John Davey – Big in Heart and Spirit
Today is the 25th anniversary of killing of my friend and comrade Sinn Féin Councillor John Davey in the laneway of his home.
John was shot two days after the murder of Pat Finucane who was also killed by a UDA gang acting in concert with the RUC Special Branch and British intelligence.
John was killed by a resurgent UDA after it received a substantial amount of weapons brought into the north via the apartheid South African regime by an alliance of unionist death squads and British intelligence.
These are the bare facts. Regrettably most unionist politicians refuse to face up to this. In the debate over the past and the legacy of the conflict many prefer the narrative in which all of the pain is on the unionist side and all of the blame on the republican.
But in the debate on the past we have a duty and responsibility to remember all of the victims of the conflict. Each left a family or group of friends or a community of neighbours grieving for them. Each was a unique human being.
John Davey was one such unique person. For those who didn’t know him John was a big man. He was big physically. He was big in spirit and mind and vision. And he was big in heart. In south Derry he was for a generation of republicans the heart and soul of that community.
I knew John for many years. He was one of those iconic republican leaders who in the bad times stood firm and resolute and who led from the front. He was never cowed or broken or intimidated. John never allowed the threats or violence of the British or of the unionists to prevent him from doing his duty and pursuing his republican objectives. He was, like Pat Finucane, a fearless champion of human rights and equality.

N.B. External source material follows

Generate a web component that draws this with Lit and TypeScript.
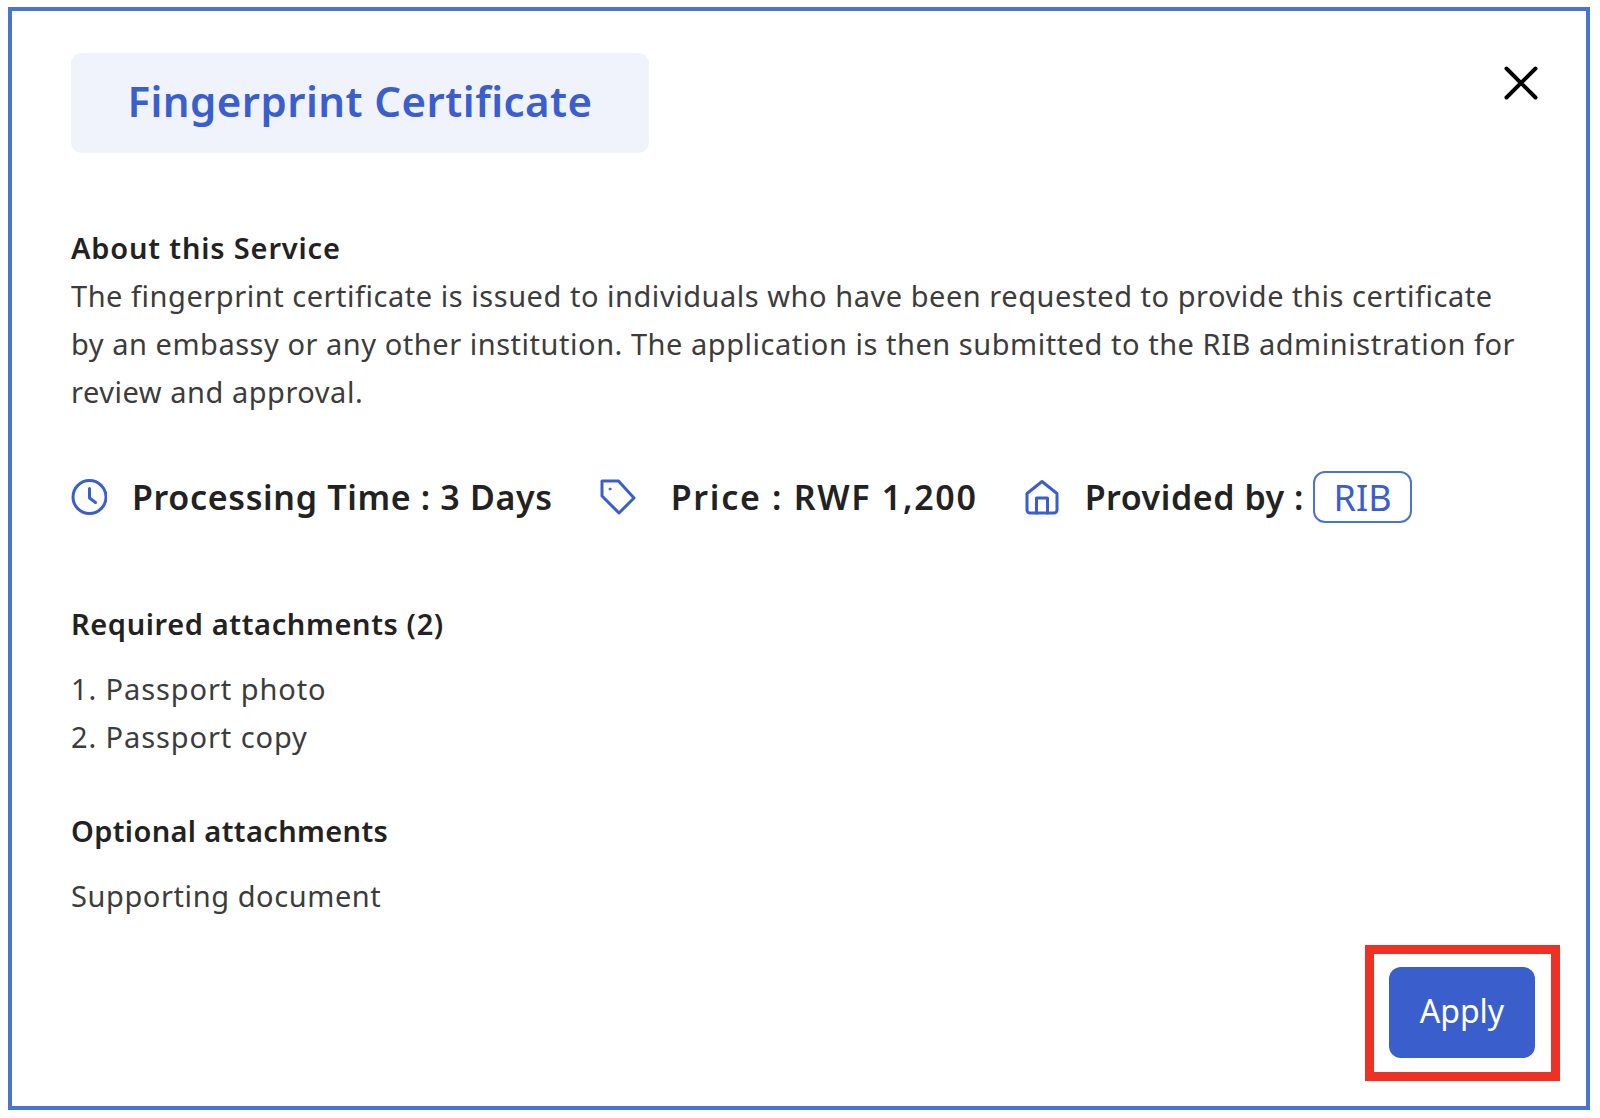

John was born into difficult times. He grew up in an Ireland divided and into a northern state in which Catholics faced structured political and religious discrimination; a state in which thousands of Catholics were denied the vote in local elections; where council boundaries were gerrymandered; and where there was widespread discrimination in housing allocation and in employment. A place where Catholics were treated as second class or less.

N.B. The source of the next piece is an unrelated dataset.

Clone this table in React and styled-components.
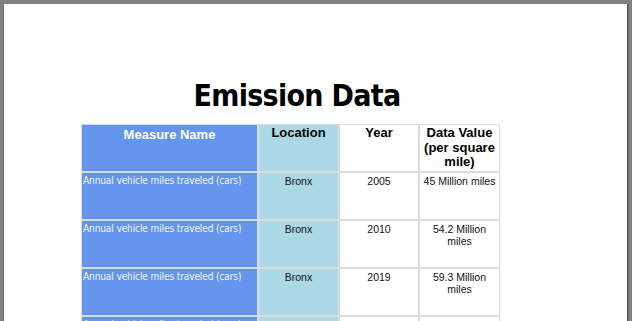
import React from "react";
import styled, { createGlobalStyle } from "styled-components";

const Global = createGlobalStyle`
  html, body { margin: 0; padding: 0; background: #808080; }
  body { width: 632px; height: 321px; overflow: hidden; }
`;

const Page = styled.div`
  margin: 4px 0 0 3px;
  width: 624px;
  height: 330px;
  background: #fff;
  border-left: 1px solid #6e6e6e;
  box-shadow: 1px 0 0 #555, 2px 0 0 #6a6a6a;
  box-sizing: border-box;
  padding-top: 74px;
`;

const Title = styled.h1`
  margin: 0 0 10px 0;
  width: 586px;
  text-align: center;
  font-family: "DejaVu Sans Condensed", "DejaVu Sans", sans-serif;
  font-stretch: condensed;
  font-weight: bold;
  font-size: 30px;
  line-height: 36px;
  letter-spacing: -0.7px;
  color: #000;
`;

const Table = styled.table`
  margin-left: 77px;
  border-collapse: separate;
  border-spacing: 0;
  table-layout: fixed;
  width: 419px;
`;

const Col = styled.col`
  width: ${(p) => p.$w}px;
`;

const tone = (t) => (t === "blue" ? "#6495ed" : t === "light" ? "#add8e6" : "#fff");

const Th = styled.th`
  height: 48px;
  padding: ${(p) => (p.$tone === "blue" ? "3px" : "1px")} 2px 0 2px;
  box-sizing: border-box;
  vertical-align: top;
  text-align: center;
  font-family: "Liberation Sans", Arial, sans-serif;
  font-weight: bold;
  font-size: 13px;
  line-height: 14.5px;
  color: ${(p) => (p.$tone === "blue" ? "#fff" : "#000")};
  background: ${(p) => tone(p.$tone)};
  border: 1px solid #dcdcdc;
`;

const Td = styled.td`
  height: 48px;
  padding: 2px 2px 0 2px;
  box-sizing: border-box;
  vertical-align: top;
  text-align: center;
  font-family: "Liberation Sans", Arial, sans-serif;
  font-size: 10.5px;
  line-height: 12px;
  color: #111;
  background: ${(p) => tone(p.$tone)};
  border: 1px solid #dcdcdc;
`;

const NameCell = styled(Td)`
  text-align: left;
  padding-left: 1px;
  font-family: "DejaVu Sans Condensed", "DejaVu Sans", sans-serif;
  font-stretch: condensed;
  font-size: 10px;
  letter-spacing: -0.1px;
  color: #f4f6ff;
`;

const rows = [
  { year: "2005", value: "45 Million miles" },
  { year: "2010", value: "54.2 Million miles" },
  { year: "2019", value: "59.3 Million miles" },
  { year: "2022", value: "60.1 Million miles" },
];

export default function App() {
  return (
    <>
      <Global />
      <Page>
        <Title>Emission Data</Title>
        <Table>
          <colgroup>
            <Col $w={177} />
            <Col $w={81} />
            <Col $w={80} />
            <Col $w={81} />
          </colgroup>
          <thead>
            <tr>
              <Th $tone="blue">Measure Name</Th>
              <Th $tone="light">Location</Th>
              <Th>Year</Th>
              <Th>Data Value (per square mile)</Th>
            </tr>
          </thead>
          <tbody>
            {rows.map((r, i) => (
              <tr key={i}>
                <NameCell $tone="blue">Annual vehicle miles traveled (cars)</NameCell>
                <Td $tone="light">Bronx</Td>
                <Td>{r.year}</Td>
                <Td>{r.value}</Td>
              </tr>
            ))}
          </tbody>
        </Table>
      </Page>
    </>
  );
}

In his day John was a freedom fighter, a political activist, a founding member of the civil rights movement, a political prisoner, a negotiator, an elected representative, a Sinn Féin leader, a father and a grandfather. He was a friend to those engaged in the struggle for peace and unity in Ireland and an implacable opponent of injustice and oppression and of British involvement in Ireland.
In the 1950s he was an IRA activist and was arrested and spent two and a half years interned in Crumlin Road prison. In the late 60s he played a pivotal and leadership role in the civil rights movement. In 1971 he was interned again. On that occasion he and his youngest daughter were arrested by a lorry load of British soldiers. Maria who was five, was held for several hours before being returned to the family – the youngest person lifted on that infamous morning.

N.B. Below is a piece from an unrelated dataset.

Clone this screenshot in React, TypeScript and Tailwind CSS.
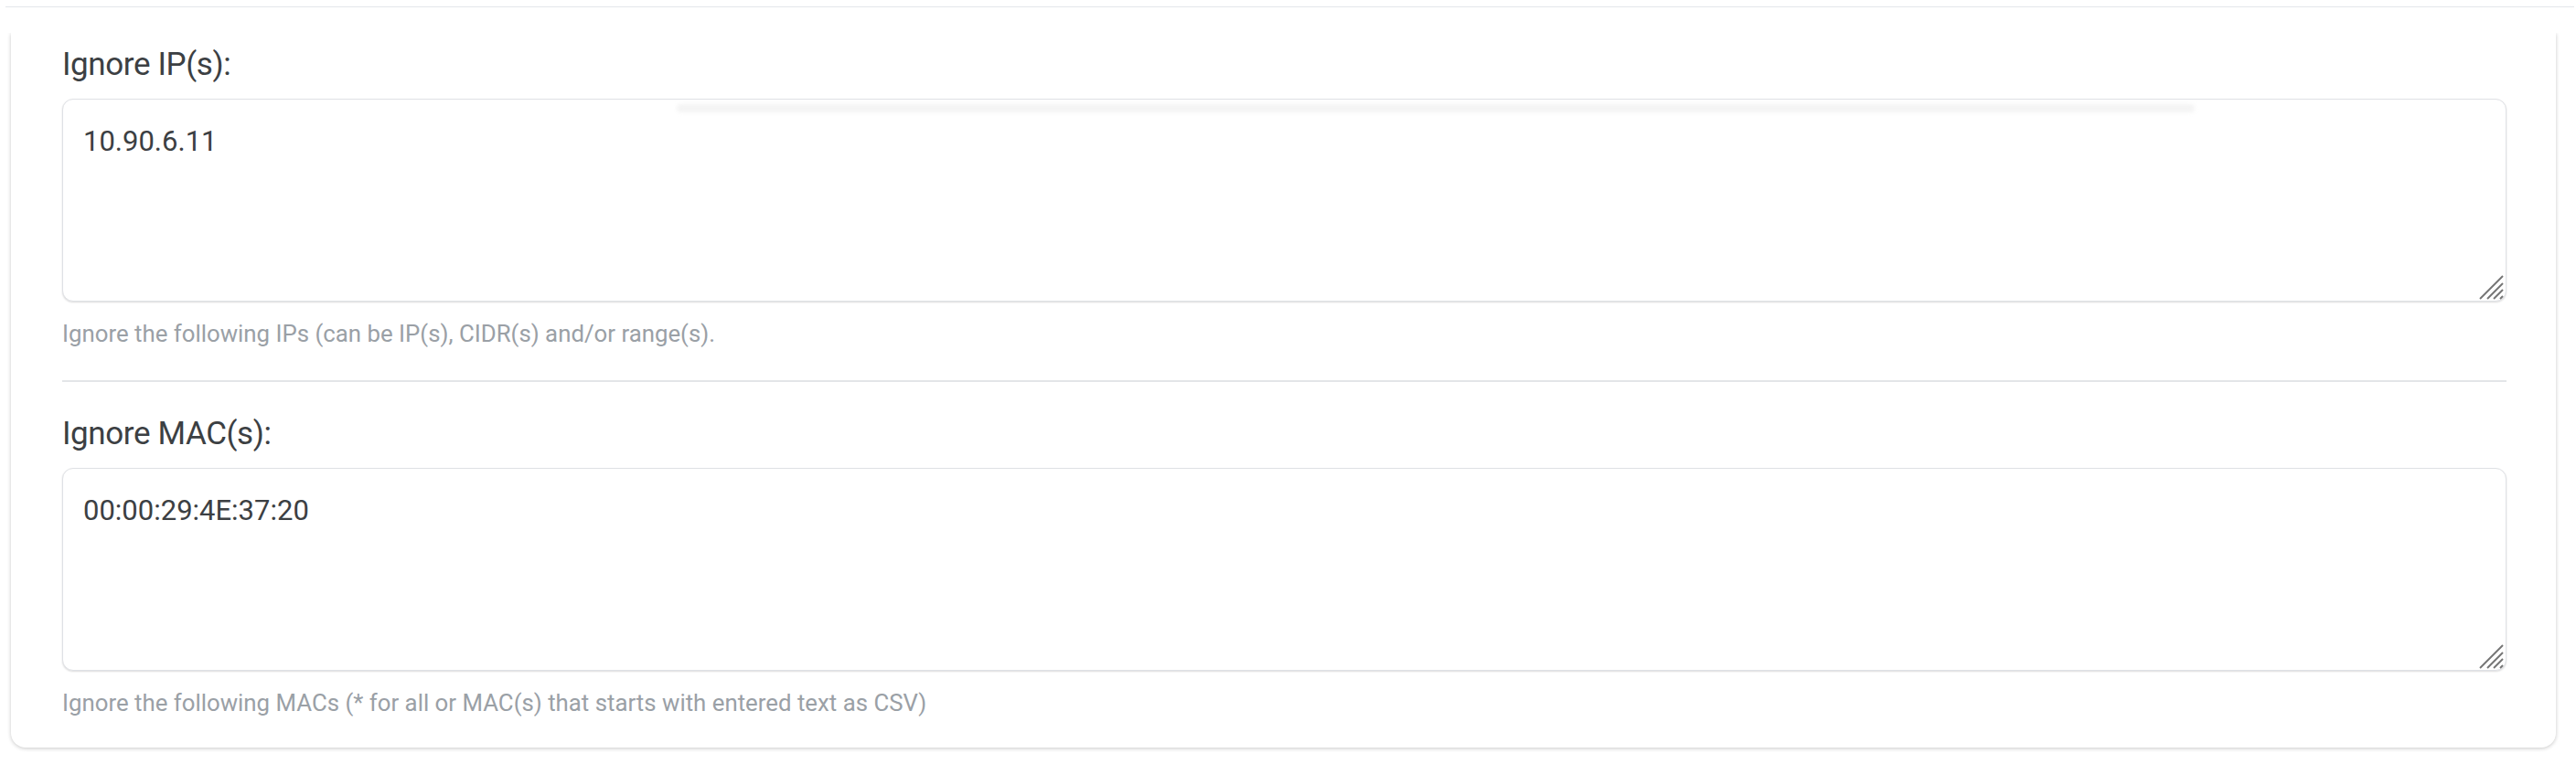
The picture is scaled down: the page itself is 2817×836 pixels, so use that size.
import React from 'react';

interface IgnoreFieldProps {
  label: string;
  value: string;
  help: string;
  glare?: boolean;
}

function ResizeGrip() {
  return (
    <svg
      className="pointer-events-none absolute right-[3px] bottom-[2px]"
      width="27"
      height="27"
      viewBox="0 0 27 27"
      fill="none"
      stroke="#757575"
      strokeWidth="2"
    >
      <line x1="1" y1="26" x2="26" y2="1" />
      <line x1="9" y1="26" x2="26" y2="9" />
      <line x1="16" y1="26" x2="26" y2="16" />
      <line x1="23" y1="26" x2="26" y2="23" />
    </svg>
  );
}

function IgnoreField({ label, value, help, glare }: IgnoreFieldProps) {
  return (
    <div className="flex flex-col">
      <label className="text-[35px] leading-[40px] tracking-[-0.4px] text-[#3c4043]">{label}</label>
      <div className="relative mt-[17px] h-[222px]">
        <textarea
          defaultValue={value}
          spellCheck={false}
          className="block h-full w-full resize-none rounded-[12px] border border-[#dfe1e5] bg-white px-[22px] pt-[23px] text-[31px] leading-[45px] text-[#3c4043] shadow-[0_1px_2px_rgba(0,0,0,0.14)] outline-none"
        />
        {glare && (
          <div className="pointer-events-none absolute top-[6px] left-[672px] h-[9px] w-[1660px] rounded-full bg-[#f4f4f4] blur-[2px]" />
        )}
        <ResizeGrip />
      </div>
      <p className="mt-[17px] text-[25.8px] leading-[36px] text-[#9aa0a6]">{help}</p>
    </div>
  );
}

export default function App() {
  return (
    <div className="min-h-screen bg-white font-['Roboto','Liberation_Sans',sans-serif]">
      <div className="pt-[7px] pr-[2px] pl-[6px]">
        <div className="h-px bg-[#e3e6ea]" />
      </div>

      <div className="mt-[28px] overflow-hidden pr-[22px] pb-[18px] pl-[12px]">
        <div className="rounded-b-[16px] bg-white pt-[15px] pr-[54px] pb-[31px] pl-[56px] shadow-[0_1px_4px_rgba(0,0,0,0.22)]">
          <IgnoreField
            label="Ignore IP(s):"
            value="10.90.6.11"
            help="Ignore the following IPs (can be IP(s), CIDR(s) and/or range(s)."
            glare
          />

          <div className="mt-[33px] mb-[37px] h-[2px] bg-[#e3e5e8]" />

          <IgnoreField
            label="Ignore MAC(s):"
            value="00:00:29:4E:37:20"
            help="Ignore the following MACs (* for all or MAC(s) that starts with entered text as CSV)"
          />
        </div>
      </div>
    </div>
  );
}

John spent time in Magilligan prison, on the prison ship Maidstone, and then in the cages of Long Kesh. On one occasion he was so severely beaten that he suffered a fractured skull, two broken fingers, and a broken kneecap. After two years he was released but in July 1977 he was arrested again and charged with ‘collecting’ information. The basis of this bogus charge was the discovery of a map, which his son Eugene and all his classmates had as part of their geography course at St. Patrick’s College, Maghera. John was held for seven months before the charges were dismissed.
In 1983 John ran as the Sinn Féin Westminster candidate for East Derry. Two years later he won a seat on Magherafelt District Council. Unionists reacted angrily and as they did in Belfast and Lisburn and elsewhere and the Sinn Féin Councillors were attacked. John was struck over the head with a chair by a loyalist mob who had gathered in the public gallery. On another occasion the DUP MP Willie McCrea named John under privilege in the British Parliament as an IRA activist.
On Tuesday 9th February 1988, John escaped a murder bid when his car came under fire as he left his home. Michael Stone was behind that attempt. John escaped uninjured but one year later John was ambushed again as he returned home from a council meeting. John Davey was shot and killed on February 14th 1989.
He was another of those irrepressible and defiant Irish republicans who never flinched in the face of injustice and stood tall and strong in defence of the rights of the Irish people. John was never daunted. He was a constant source of resolute determination and conviction. I am enriched by having known him. My thoughts are with John’s wife Mary, his children Eugene, Pauline, Maria and his grandchildren.